A tumpline refers to a strap attached on both ends to a sack of equipment like a basket or a backpack. But instead of carrying it over their shoulders, the ancient log bearers would have placed it on their heads, just behind the hairline. Then, by leaning forward, the carriers distributed the weight of their cargo down the neck and spine. Anthropologists know that pre-Columbian cultures in America used tumplines woven from plant fibers to transport heavy loads, but up until recently, had never tested the method on the Chaco Canyon timbers.

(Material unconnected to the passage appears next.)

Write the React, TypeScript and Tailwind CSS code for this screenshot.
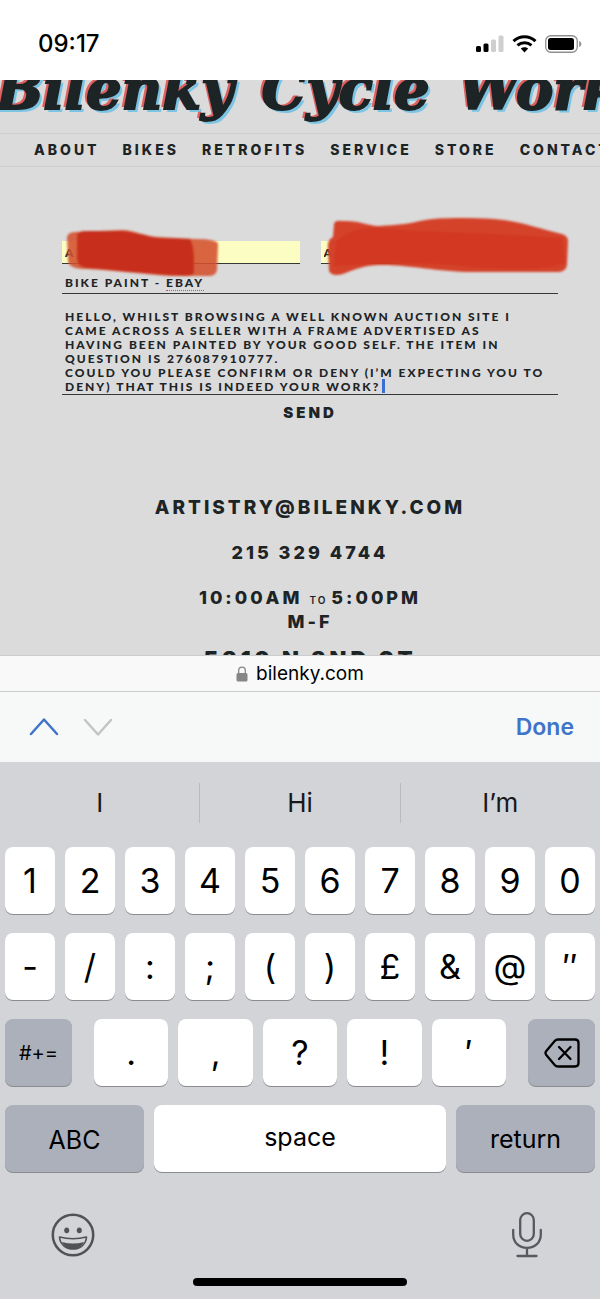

That is, until three physiology researchers from the University of Colorado Boulder decided to test it locally themselves. Over the course of 70 days, they trained to properly wear and use a tumpline to move increasingly heavy material. By the end of the regimen, they were able to carry 66 pounds by themselves for an hour with no pain whatsoever. Then, they tested it in pairs. Because the timbers at Chaco Canyon are too large to be feasibly carried vertically, two of the authors attached their tumpline around each end of a 132-pound ponderosa pine log and carried it parallel to the ground for 15.5 miles. The journey took over 9 hours and 44 minutes (with multiple breaks, of course).

The authors reported that their average walking speed only dropped 10 percent when carrying the log, and that overall, the method was surprisingly easy to learn. Although there is no explicit proof that tumplines were used to transport the massive logs the Chacoans used for construction, the feasibility of their approach requires less work than any other tactic proposed.

Next up for the researchers? Moving materials along the full distance from the timber’s sources in the mountains of New Mexico to the Chaco Canyon using nothing but tumplines and their heads.